Here’s a number that should keep every SaaS founder up at night: executives spend only 11.5 hours on pricing strategy over their entire business lifetime. That’s according to 2025 research from SaaSfactor, and it costs companies an estimated 10-15% of potential revenue. I’ve seen startups with incredible products fail because they slapped on a $29/month price tag and called it a day.
Pricing isn’t just about covering costs—it’s about capturing value, segmenting your market, and building a sustainable growth engine. The right SaaS pricing model can mean the difference between stagnation and hypergrowth. In this guide, I’ll break down the 10 best SaaS pricing models and strategies that are actually working in 2026, backed by real data from over 1,200 companies.

What Is a SaaS Pricing Model?
A SaaS pricing model is the framework you use to charge customers for your software. It’s how you translate the value you deliver into dollars. But here’s the thing most founders miss: your pricing model isn’t just a billing mechanism—it’s a fundamental part of your go-to-market strategy.
The model you choose affects everything from your customer acquisition cost (CAC) to your churn rate to how easily you can expand revenue from existing customers. According to OpenView’s 2025 research, 77% of the largest software companies now use some form of consumption-based pricing. The landscape has shifted dramatically from the simple subscription days.
Why Your Pricing Model Matters More Than You Think
Let me hit you with some hard truths from the data:
- SaaS companies using value metrics grow at 2x the rate of those that don’t (SaaSfactor, 2025)
- Hybrid pricing models (subscription + usage) report the highest median growth rate at 21%
- 48% of SaaS leaders make critical pricing decisions based on intuition alone (SBI Growth, 2025)

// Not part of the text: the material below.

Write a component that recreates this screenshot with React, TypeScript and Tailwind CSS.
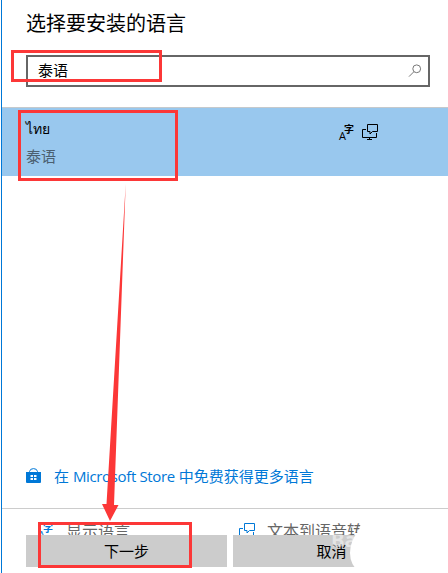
import type { ReactNode } from 'react';

function SearchIcon() {
  return (
    <svg width="14" height="14" viewBox="0 0 14 14" fill="none" stroke="#777" strokeWidth="1">
      <circle cx="8.7" cy="4.8" r="3.9" />
      <path d="M5.9 7.7 1 12.6" />
    </svg>
  );
}

function DisplayIcon({ className = '' }: { className?: string }) {
  return (
    <span className={`relative block h-4 w-4 leading-none ${className}`}>
      <span className="absolute left-0 top-[6px] text-[11px] leading-[11px]">A</span>
      <span className="absolute left-[5px] top-0 text-[10px] leading-[10px] font-bold">字</span>
    </span>
  );
}

function SpeechIcon({ className = '' }: { className?: string }) {
  return (
    <svg width="16" height="16" viewBox="0 0 16 16" fill="none" stroke="currentColor" className={className}>
      <path d="M4 5.5H.5v8h14V9" />
      <path d="M7.5 13.5v2M5 15.5h5" />
      <path d="M5.5.5h10v7h-5L8 10V7.5H5.5z" />
    </svg>
  );
}

function StoreIcon() {
  return (
    <svg width="15" height="16" viewBox="0 0 15 16" className="text-[#0078d7]">
      <path d="M3.5 5V3.5Q4 .6 7.5.6t4 2.9V5" fill="none" stroke="currentColor" />
      <path d="M0 4h15v10q0 1-1 1H1q-1 0-1-1z" fill="currentColor" />
      <path d="M4.500 7h2.500v2H4.500zM8 7h2.500v2H8zM4.500 10h2.500v2H4.500zM8 10h2.500v2H8z" fill="#fff" />
    </svg>
  );
}

function Highlight({ className }: { className: string }) {
  return <div className={`absolute border-[3px] border-[#fc3737] ${className}`} />;
}

function Feature({ icon, label, className }: { icon: ReactNode; label: string; className: string }) {
  return (
    <div className={`flex items-start text-[#666] ${className}`}>
      {icon}
      <span className="whitespace-nowrap text-[16px] leading-4">{label}</span>
    </div>
  );
}

export default function App() {
  return (
    <div className="relative h-[573px] w-[448px] overflow-hidden bg-white pl-px font-['Open_Sans','Noto_Sans_CJK_SC',sans-serif] text-black">
      <div className="flex h-full flex-col border-l border-[#0078d7]">
        <h1 className="ml-6 mt-[10px] h-7 text-[20px] leading-7">选择要安装的语言</h1>
        <div className="ml-6 mt-[17px] flex h-8 w-[404px] items-center justify-between border-2 border-[#666] pl-[10px] pr-[6px]">
          <span className="-mt-[3px] text-[15px] leading-5">泰语</span>
          <SearchIcon />
        </div>

        <div className="mt-5 flex h-[69px] justify-between border-t border-[#c5c9cc] bg-[#99c8ee] pl-6 pr-[70px]">
          <div className="pt-[11px]">
            <div className="h-5 text-[14px] leading-5">ไทย</div>
            <div className="mt-[7px] h-5 text-[15px] leading-5 text-[#4b5f70]">泰语</div>
          </div>
          <div className="flex gap-[7px] pt-4">
            <DisplayIcon />
            <SpeechIcon />
          </div>
        </div>

        <div className="ml-6 mt-[289px] flex h-[22px] items-center text-[#0078d7]">
          <StoreIcon />
          <span className="ml-[13px] whitespace-nowrap text-[15px] leading-[22px]">
            在 <span className="tracking-[-0.35px]">Microsoft Store</span> 中免费获得更多语言
          </span>
        </div>

        <div className="mt-[21px] h-[65px] border-t border-[#ccc]">
          <div className="flex h-[26px] items-end overflow-hidden pl-9">
            <Feature
              className="h-3 w-[201px]"
              icon={<DisplayIcon className="mr-3 shrink-0 text-[#0078d7]" />}
              label="显示语言"
            />
            <Feature
              className="h-3"
              icon={<SpeechIcon className="mr-3 shrink-0 text-[#0078d7]" />}
              label="文本到语音转"
            />
          </div>
          <div className="flex gap-[6px] pl-6 text-[15px]">
            <button className="h-8 w-[201px] bg-[#ccc]">下一步</button>
            <button className="h-8 w-[197px] bg-[#ccc]">取消</button>
          </div>
        </div>
      </div>

      {/* faded stamp over the lower right corner */}
      <div className="absolute left-[331px] top-[530px] text-[20px] leading-5 font-bold text-white/50">Bai</div>
      <svg className="absolute left-[340px] top-[515px]" width="108" height="58" viewBox="0 0 108 58">
        <path d="M23 0h85v58H20Q10 50 10 38 10 26 19 15z" fill="#fff" />
      </svg>

      <Highlight className="left-[11px] top-[50px] h-8 w-[151px]" />
      <Highlight className="left-[18px] top-[110px] h-[71px] w-[160px]" />
      <Highlight className="left-[38px] top-[522px] h-[46px] w-[154px]" />
      <svg className="absolute left-[100px] top-[183px]" width="30" height="340" viewBox="0 0 30 340" fill="#fc3737">
        <path d="M25.7 1 14 322h4.5L10 338 2 321h4.5z" />
      </svg>
    </div>
  );
}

- Companies with deal desks are 20% more likely to meet or exceed revenue goals
Pricing is the fastest way to increase revenue without writing a single line of code. A 1% improvement in pricing can increase profits by 11-15%—more than any other business lever. Yet most founders spend more time choosing their tech stack than their pricing strategy.
1. Tiered Pricing (Good, Better, Best)
Tiered pricing—often called “Good, Better, Best”—is the most popular SaaS pricing model for a reason. It works. You offer three (sometimes four) distinct plans, each with increasing features and price points. This model captures different customer segments without requiring separate products.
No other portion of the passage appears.